Tra i banchi

Smartphone a scuola

(foto Creative Commons)

 

«Ai ragazzi era già proibito ovviamente usare i cellulari durante le lezioni, ma nella didattica sono uno strumento utile. Per attività più trasversali come corsi sulla sicurezza o educazione alla salute, poter far fare in pochi minuti un test ognuno dal suo dispositivo è molto comodo», spiega la professoressa Diana Scagliarini, collaboratrice dirigente del liceo classico Galvani.

Ma da settembre gli studenti dovranno adeguarsi e i professori ingegnarsi, perché la circolare del ministro dell’istruzione Giuseppe Valditara, pubblicata lunedì 16 giugno, è perentoria: gli smartphone in classe sono vietati, anche per fini didattici, con la sola eccezione di studenti con programmi personalizzati causa disabilità o in alcuni specifici indirizzi di studio che si occupano anche di informatica e telecomunicazioni.

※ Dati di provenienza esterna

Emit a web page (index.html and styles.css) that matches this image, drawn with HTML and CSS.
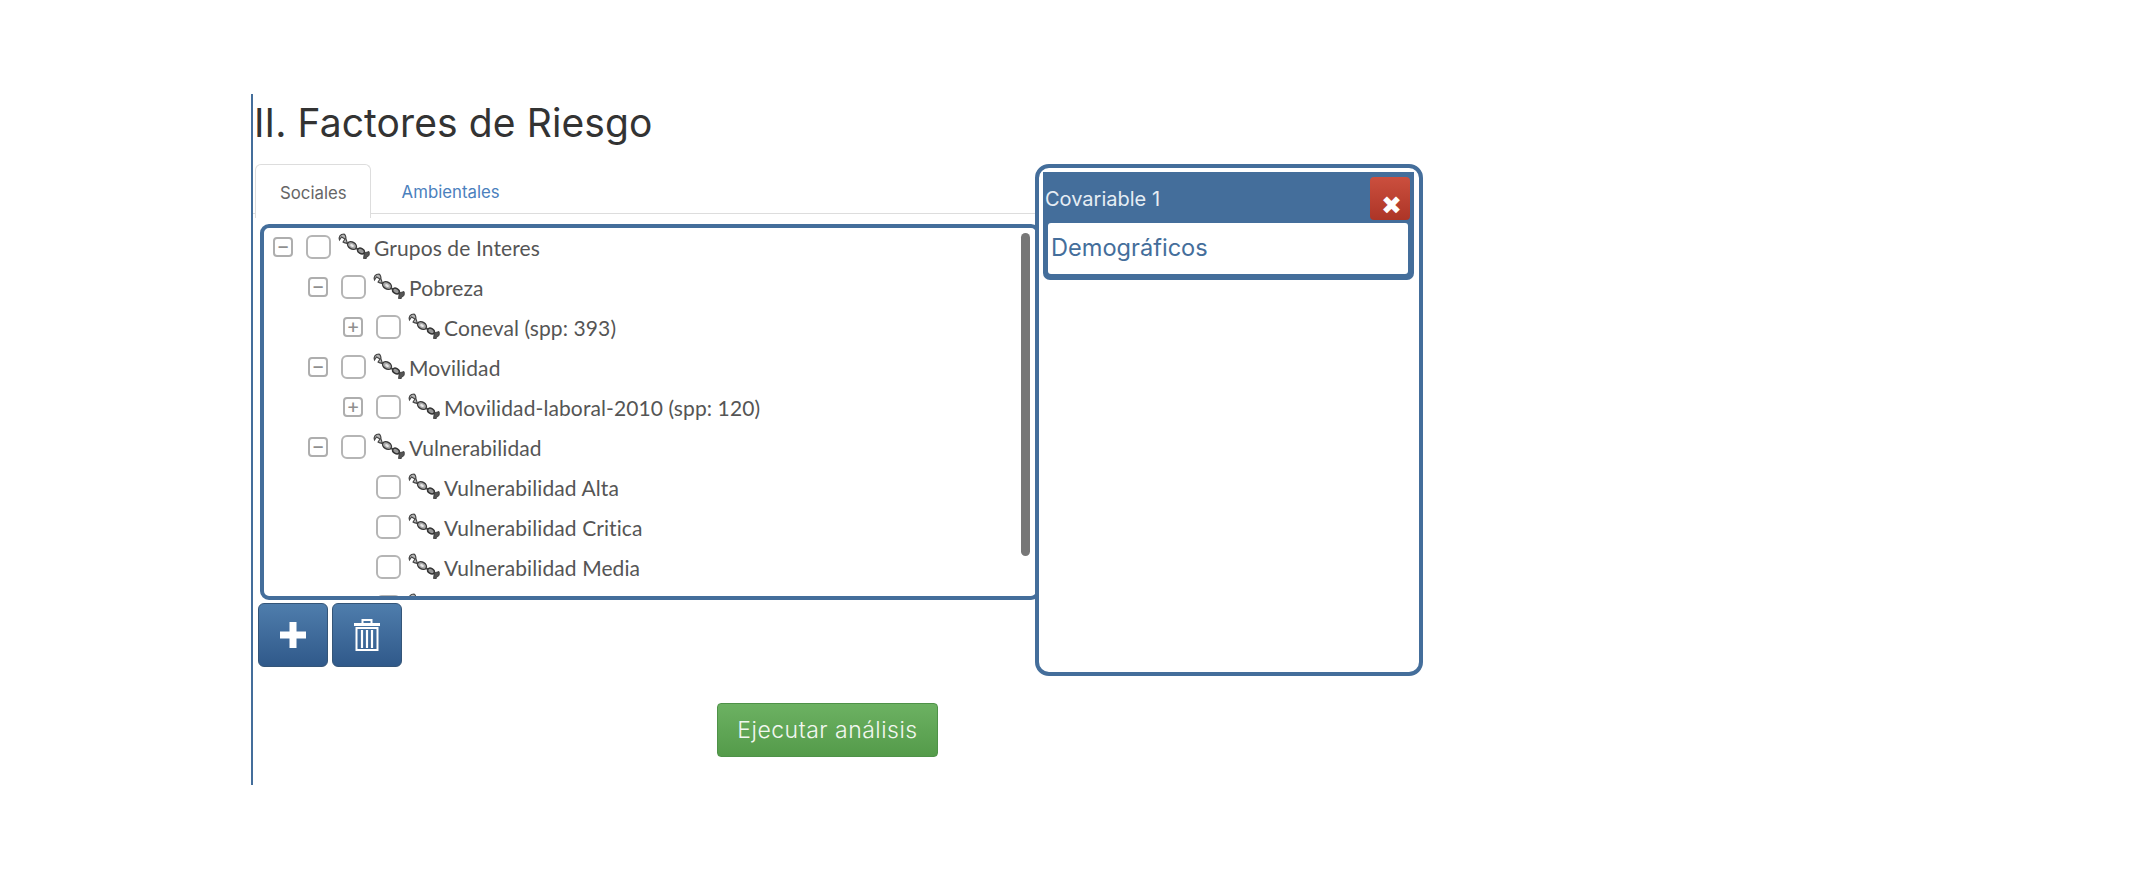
FILE: index.html
```html
<!DOCTYPE html>
<html lang="es">
<head>
  <meta charset="UTF-8" />
  <title>Factores de Riesgo</title>
  <link rel="stylesheet" href="styles.css">
</head>
<body>

<svg class="defs" width="0" height="0">
  <symbol id="dna" viewBox="0 0 33 26">
    <path d="M7 1 C3 1 1.500 4 2.500 7 L4.500 4 L8 6 L6 9 C7.500 10 9 10 10.500 10.500 L9 6 C9 4 9 2 7 1z" fill="#b5b5b5" stroke="#444" stroke-width="1.100"/>
    <ellipse cx="15" cy="12.500" rx="4.800" ry="3.400" transform="rotate(32 15 12.500)" fill="#a8a8a8" stroke="#3a3a3a" stroke-width="1.400"/>
    <ellipse cx="15" cy="12.500" rx="2" ry="1.300" transform="rotate(32 15 12.500)" fill="#e8e8e8"/>
    <path d="M19 15 L21 16.500" stroke="#444" stroke-width="2"/>
    <ellipse cx="24" cy="18" rx="3.600" ry="2.600" transform="rotate(32 24 18)" fill="#999" stroke="#333" stroke-width="1.400"/>
    <path d="M27 20 L32 18.500 C33 21 32 24 29.500 24 L29 26 L26.500 25.500 L27 22z" fill="#555" stroke="#333" stroke-width="0.800"/>
  </symbol>
</svg>

<div class="page">
  <h1>II. Factores de Riesgo</h1>

  <div class="workspace">
    <div class="left-col">
      <ul class="tabs">
        <li class="tab active">Sociales</li>
        <li class="tab">Ambientales</li>
      </ul>

      <div class="tree">
        <div class="row">
          <span class="toggle">&minus;</span><span class="check"></span>
          <svg class="dna"><use href="#dna"/></svg><span class="label">Grupos de Interes</span>
        </div>
        <div class="row lvl-1">
          <span class="toggle">&minus;</span><span class="check"></span>
          <svg class="dna"><use href="#dna"/></svg><span class="label">Pobreza</span>
        </div>
        <div class="row lvl-2">
          <span class="toggle">+</span><span class="check"></span>
          <svg class="dna"><use href="#dna"/></svg><span class="label">Coneval (spp: 393)</span>
        </div>
        <div class="row lvl-1">
          <span class="toggle">&minus;</span><span class="check"></span>
          <svg class="dna"><use href="#dna"/></svg><span class="label">Movilidad</span>
        </div>
        <div class="row lvl-2">
          <span class="toggle">+</span><span class="check"></span>
          <svg class="dna"><use href="#dna"/></svg><span class="label">Movilidad-laboral-2010 (spp: 120)</span>
        </div>
        <div class="row lvl-1">
          <span class="toggle">&minus;</span><span class="check"></span>
          <svg class="dna"><use href="#dna"/></svg><span class="label">Vulnerabilidad</span>
        </div>
        <div class="row lvl-2">
          <span class="toggle blank"></span><span class="check"></span>
          <svg class="dna"><use href="#dna"/></svg><span class="label">Vulnerabilidad Alta</span>
        </div>
        <div class="row lvl-2">
          <span class="toggle blank"></span><span class="check"></span>
          <svg class="dna"><use href="#dna"/></svg><span class="label">Vulnerabilidad Critica</span>
        </div>
        <div class="row lvl-2">
          <span class="toggle blank"></span><span class="check"></span>
          <svg class="dna"><use href="#dna"/></svg><span class="label">Vulnerabilidad Media</span>
        </div>
        <!-- next row is only peeking out above the bottom border -->
        <div class="row lvl-2">
          <span class="toggle blank"></span><span class="check"></span>
          <svg class="dna"><use href="#dna"/></svg>
        </div>
        <div class="scroll-thumb"></div>
      </div>

      <div class="tree-actions">
        <button class="icon-btn" type="button">
          <svg width="28" height="28" viewBox="0 0 28 28"><path d="M10.500 1h7v9.500h9.500v7h-9.500v9.500h-7v-9.500h-9.500v-7h9.500z" fill="#fff"/></svg>
        </button>
        <button class="icon-btn" type="button">
          <svg width="28" height="34" viewBox="0 0 28 34" fill="none" stroke="#fff">
            <path d="M1 6.500h26" stroke-width="3"/>
            <path d="M9.500 5v-3h9v3" stroke-width="2"/>
            <path d="M3.500 10h21v22h-21z" stroke-width="2"/>
            <path d="M9 12v18M14 12v18M19 12v18" stroke-width="2.200"/>
          </svg>
        </button>
      </div>
    </div>

    <aside class="panel">
      <div class="cov">
        <div class="cov-head">
          <span class="cov-title">Covariable 1</span>
          <button class="close-btn" type="button">&#10006;</button>
        </div>
        <div class="cov-body">Demográficos</div>
      </div>
    </aside>
  </div>

  <div class="run-row">
    <button class="run-btn" type="button">Ejecutar análisis</button>
  </div>
</div>

</body>
</html>
```

FILE: styles.css
```css
body {
  margin: 0;
  background: #fff;
  font-family: "Inter", sans-serif;
  color: #333;
}

.defs {
  display: block;
  height: 0;
}

.page {
  margin: 94px 0 0 251px;
  width: 1200px;
  height: 691px;
  border-left: 2px solid #446e9b;
}

h1 {
  margin: 0;
  height: 70px;
  padding-left: 1px;
  font-size: 39px;
  line-height: 58px;
  letter-spacing: 0.1px;
  font-weight: 400;
  color: #333;
  box-sizing: border-box;
}

.workspace {
  display: flex;
  align-items: flex-start;
}

.left-col {
  width: 787px;
  flex: none;
}

.tabs {
  display: flex;
  height: 50px;
  margin: 0 0 10px;
  padding: 0 0 0 2px;
  list-style: none;
  border-bottom: 1px solid #ddd;
  box-sizing: border-box;
}

.tab {
  height: 49px;
  padding: 0 29px 0 30px;
  font-size: 16.800px;
  line-height: 56px;
  color: #4a80bd;
}

.tab.active {
  height: 54px;
  padding: 0 23px 0 24px;
  margin-right: 1px;
  color: #666;
  background: #fff;
  border: 1px solid #ddd;
  border-bottom: none;
  border-radius: 6px 6px 0 0;
  box-sizing: border-box;
  position: relative;
}

.tree {
  height: 376px;
  margin-left: 7px;
  padding-left: 9px;
  border: 4px solid #446e9b;
  border-radius: 9px;
  box-sizing: border-box;
  overflow: hidden;
  background: #fff;
  position: relative;
}

.scroll-thumb {
  position: absolute;
  top: 5px;
  right: 6px;
  width: 9px;
  height: 323px;
  background: #777;
  border-radius: 5px;
}

.row {
  display: flex;
  align-items: center;
  height: 40px;
  position: relative;
  top: -1px;
}

.lvl-1 {
  padding-left: 35px;
}

.lvl-2 {
  padding-left: 70px;
}

.toggle {
  width: 20px;
  height: 20px;
  flex: none;
  margin-right: 13px;
  border: 2px solid #aeaeae;
  border-radius: 4px;
  box-sizing: border-box;
  font-size: 20px;
  line-height: 14px;
  text-align: center;
  color: #8f8f8f;
}

.toggle.blank {
  border: none;
}

.check {
  width: 25px;
  height: 24px;
  flex: none;
  margin-right: 6px;
  border: 2px solid #b5b5b5;
  border-radius: 6px;
  box-sizing: border-box;
  background: #fff;
}

.dna {
  width: 33px;
  height: 26px;
  flex: none;
  margin: -3px 4px 0 0;
}

.label {
  font-family: "Lato", sans-serif;
  font-size: 21px;
  letter-spacing: 0.1px;
  color: #555;
  white-space: nowrap;
}

.tree-actions {
  display: flex;
  gap: 4px;
  margin: 3px 0 0 5px;
}

.icon-btn {
  display: flex;
  align-items: center;
  justify-content: center;
  width: 70px;
  height: 64px;
  padding: 0;
  border: 1px solid #345578;
  border-radius: 6px;
  background: linear-gradient(#4f7dac, #30598a);
}

.panel {
  width: 388px;
  height: 512px;
  flex: none;
  margin-left: -5px;
  padding: 4px 5px 0 4px;
  border: 4px solid #446e9b;
  border-radius: 14px;
  box-sizing: border-box;
  background: #fff;
  position: relative;
}

.cov {
  padding: 5px 6px 6px 5px;
  background: #446e9b;
  border-radius: 0 0 7px 7px;
}

.cov-head {
  display: flex;
  align-items: flex-start;
  justify-content: space-between;
  height: 46px;
  margin-right: -2px;
}

.cov-title {
  margin: 8px 0 0 -3px;
  font-size: 20px;
  line-height: 28px;
  color: #e6edf4;
}

.close-btn {
  width: 40px;
  height: 43px;
  padding: 12px 0 0 3px;
  border: none;
  border-radius: 4px;
  background: linear-gradient(#cb4f3e, #ad3527);
  font-size: 25px;
  line-height: 26px;
  color: #fff;
}

.cov-body {
  height: 51px;
  padding-left: 3px;
  background: #fff;
  border-radius: 3px;
  font-size: 23.600px;
  line-height: 50px;
  color: #446e9b;
}

.run-row {
  display: flex;
  justify-content: center;
  width: 1149px;
  margin-top: 27px;
}

.run-btn {
  width: 221px;
  height: 54px;
  padding: 0;
  border: 1px solid #4e9248;
  border-radius: 4px;
  background: linear-gradient(#6cb162, #549b4a);
  font-family: "Inter", sans-serif;
  font-size: 23px;
  letter-spacing: 0.500px;
  font-weight: 300;
  color: #f2f7f0;
}
```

 È d’accordo con il ministro Isabella Conti, l'assessora regionale a welfare, terzo settore, politiche per l'infanzia e scuola. «Io penso che sia una misura molto giusta. L'onestà intellettuale che mi ha sempre contraddistinta non mi permette di dire altro - spiega Conti. - Sappiamo per certo che ci sono delle correlazioni tra disagi dei nostri ragazzi, depressioni, difficoltà di relazioni, aumenti dei disturbi alimentari, aumenti dei disturbi sulla concentrazione. Credo che un provvedimento da parte delle istituzioni vada preso, per aiutare i nostri ragazzi a recuperare il senso della relazione profonda. Soprattutto a scuola momento di maggiore relazione tra coetanei. Fosse per me toglierei anche il registro elettronico, è uno strumento che rischia di deresponsabilizzare i ragazzi. O peggio di togliere la loro possibilità di scelta se comunicare o meno un aspetto dalla vita scolastica ai genitori, che sia un'assenza o un brutto voto».

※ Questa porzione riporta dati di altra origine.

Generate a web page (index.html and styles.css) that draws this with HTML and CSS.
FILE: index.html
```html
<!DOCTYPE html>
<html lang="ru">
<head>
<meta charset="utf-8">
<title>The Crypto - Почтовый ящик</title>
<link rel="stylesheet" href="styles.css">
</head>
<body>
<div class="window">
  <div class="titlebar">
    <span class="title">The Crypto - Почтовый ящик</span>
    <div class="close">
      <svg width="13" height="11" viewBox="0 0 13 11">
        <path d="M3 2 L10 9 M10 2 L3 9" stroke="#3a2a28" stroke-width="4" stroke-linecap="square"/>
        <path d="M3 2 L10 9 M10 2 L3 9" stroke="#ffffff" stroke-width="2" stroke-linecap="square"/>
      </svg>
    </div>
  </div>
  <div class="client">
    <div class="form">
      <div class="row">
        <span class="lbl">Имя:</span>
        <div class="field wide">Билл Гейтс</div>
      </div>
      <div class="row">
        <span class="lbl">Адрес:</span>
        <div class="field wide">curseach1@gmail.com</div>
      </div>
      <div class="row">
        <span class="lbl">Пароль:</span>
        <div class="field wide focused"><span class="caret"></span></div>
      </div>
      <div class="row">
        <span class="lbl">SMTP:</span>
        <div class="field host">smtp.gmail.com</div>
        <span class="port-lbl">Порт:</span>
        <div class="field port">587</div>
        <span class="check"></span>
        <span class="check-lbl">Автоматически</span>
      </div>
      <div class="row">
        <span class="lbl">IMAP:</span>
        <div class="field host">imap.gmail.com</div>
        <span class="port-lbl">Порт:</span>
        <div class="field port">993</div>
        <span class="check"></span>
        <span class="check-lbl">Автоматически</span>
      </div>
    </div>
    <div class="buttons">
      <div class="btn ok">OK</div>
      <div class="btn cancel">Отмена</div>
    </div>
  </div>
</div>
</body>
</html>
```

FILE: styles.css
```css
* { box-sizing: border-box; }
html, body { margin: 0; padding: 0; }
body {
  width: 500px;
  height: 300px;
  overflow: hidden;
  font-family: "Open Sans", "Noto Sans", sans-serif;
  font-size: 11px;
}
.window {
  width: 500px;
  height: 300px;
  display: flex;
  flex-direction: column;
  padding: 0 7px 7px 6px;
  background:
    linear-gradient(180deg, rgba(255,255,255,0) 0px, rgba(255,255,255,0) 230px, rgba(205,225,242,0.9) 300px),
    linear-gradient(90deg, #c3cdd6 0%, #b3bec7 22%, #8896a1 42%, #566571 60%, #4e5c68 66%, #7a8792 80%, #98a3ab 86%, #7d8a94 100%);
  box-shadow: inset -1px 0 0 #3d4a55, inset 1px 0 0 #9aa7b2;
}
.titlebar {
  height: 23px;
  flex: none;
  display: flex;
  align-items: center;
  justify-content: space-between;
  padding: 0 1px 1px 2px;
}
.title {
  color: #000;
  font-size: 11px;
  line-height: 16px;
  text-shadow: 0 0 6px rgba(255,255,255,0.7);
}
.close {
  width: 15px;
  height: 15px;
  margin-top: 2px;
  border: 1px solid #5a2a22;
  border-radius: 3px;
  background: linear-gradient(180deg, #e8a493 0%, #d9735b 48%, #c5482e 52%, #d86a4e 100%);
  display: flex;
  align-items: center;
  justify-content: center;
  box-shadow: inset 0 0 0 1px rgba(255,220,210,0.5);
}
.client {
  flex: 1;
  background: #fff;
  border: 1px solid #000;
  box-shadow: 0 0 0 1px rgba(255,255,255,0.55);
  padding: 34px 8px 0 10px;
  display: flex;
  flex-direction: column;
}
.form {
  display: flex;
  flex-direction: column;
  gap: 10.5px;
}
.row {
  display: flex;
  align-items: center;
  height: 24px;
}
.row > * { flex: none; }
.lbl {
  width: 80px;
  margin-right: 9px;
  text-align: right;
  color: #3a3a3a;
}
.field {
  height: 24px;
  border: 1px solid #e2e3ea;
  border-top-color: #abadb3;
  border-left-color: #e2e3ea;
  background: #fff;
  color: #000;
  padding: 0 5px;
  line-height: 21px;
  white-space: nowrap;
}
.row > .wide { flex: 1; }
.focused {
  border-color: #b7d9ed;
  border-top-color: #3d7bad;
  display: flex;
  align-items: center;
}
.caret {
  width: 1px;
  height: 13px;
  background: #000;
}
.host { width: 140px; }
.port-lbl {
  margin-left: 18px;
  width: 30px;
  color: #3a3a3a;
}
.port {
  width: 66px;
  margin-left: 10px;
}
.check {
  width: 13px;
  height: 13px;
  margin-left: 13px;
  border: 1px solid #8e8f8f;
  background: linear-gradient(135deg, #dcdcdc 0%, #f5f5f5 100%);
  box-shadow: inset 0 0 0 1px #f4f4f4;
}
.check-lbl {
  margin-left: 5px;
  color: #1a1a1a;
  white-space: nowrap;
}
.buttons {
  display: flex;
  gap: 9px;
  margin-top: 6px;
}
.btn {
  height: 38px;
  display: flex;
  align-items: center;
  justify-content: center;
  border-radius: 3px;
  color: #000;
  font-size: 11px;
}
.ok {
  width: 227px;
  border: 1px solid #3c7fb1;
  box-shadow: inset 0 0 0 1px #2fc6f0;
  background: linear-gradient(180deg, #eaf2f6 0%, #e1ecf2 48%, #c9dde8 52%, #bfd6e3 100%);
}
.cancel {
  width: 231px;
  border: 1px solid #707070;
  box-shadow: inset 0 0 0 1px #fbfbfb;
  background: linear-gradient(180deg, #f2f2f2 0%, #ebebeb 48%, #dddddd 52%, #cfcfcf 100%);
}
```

 «Per le verifiche ci facevamo consegnare tutti i dispositivi in anticipo, nelle giornate ordinarie invece non abbiamo mai applicato un ritiro preventivo dei cellulari con restituzione a fine giornata. Anche perché i ragazzi e le ragazze che oggi sono in quinta hanno fatto i primi anni di superiori 4-5 anni fa in pandemia. L’uso di tablet, computer, applicazioni e simili nella didattica per loro è la normalità», continua Scagliarini.

Come far valere questo divieto viene lasciato dalla circolare alla fantasia e alla perseveranza del corpo docente, che non solo dovrà adeguare determinate attività facendo a meno di supporti digitali, ma dovrà determinare quali misure applicare e su cosa. Per esempio uno smartwatch, orologio che va su internet e ha uno schermo che funziona col tocco delle dita, conta tra i dispositivi da vietare? E l’utilizzo di siti come Kahoot!, che consente a un professore di organizzare quiz interattivi per la classe con domande a risposta multipla proiettate in aula a cui ogni studente può rispondere dal proprio dispositivo toccando il colore della risposta che ritiene giusta, sarà considerato una violazione della circolare?

Scagliarini non ha quindi certezze per le lezioni che riprenderanno a settembre: «Dovremo capire noi, come penso molti altri, come organizzarci. Spesso un insegnante caricava dei materiali sul drive della classe chiedendo che venissero visualizzati o controllati dagli studenti. Altre volte si facevano lavori di gruppo online».

Il dibattito sull’uso dei cellulari a scuola va avanti da diversi anni. Già l’anno scorso erano stati vietati nelle scuole medie con un’altra circolare. In entrambe, tra i motivi che avevano portato all’imposizione del divieto, vengono citati studi dell’Organizzazione per la Cooperazione e lo Sviluppo Economico (OCSE) che evidenziano gli effetti negativi dell’utilizzo dello smartphone sul rendimento degli studenti.

L’Italia non è sola in Europa su questo fronte: la Francia dal 2018 ha vietato con una legge l’uso dei cellulari in classe, seguita dai Paesi Bassi da gennaio 2024. Più leggere le azioni dei paesi scandinavi, Finlandia e Svezia hanno ridotto il possibile uso dei dispositivi a scuola a soli fini didattici, mentre in molti altri stati si discute di possibili provvedimenti o si sperimentano iniziative che coinvolgano anche le famiglie dei ragazzi, come stanno facendo alcuni istituti del Regno Unito. A Saint Albans, poco fuori Londra, da circa un anno si cerca di evitare che i ragazzi entrino in contatto con gli smartphone prima dei 14 anni. La campagna è partita dalle scuole primarie della città e ha ricevuto il contributo delle istituzioni locali e delle famiglie.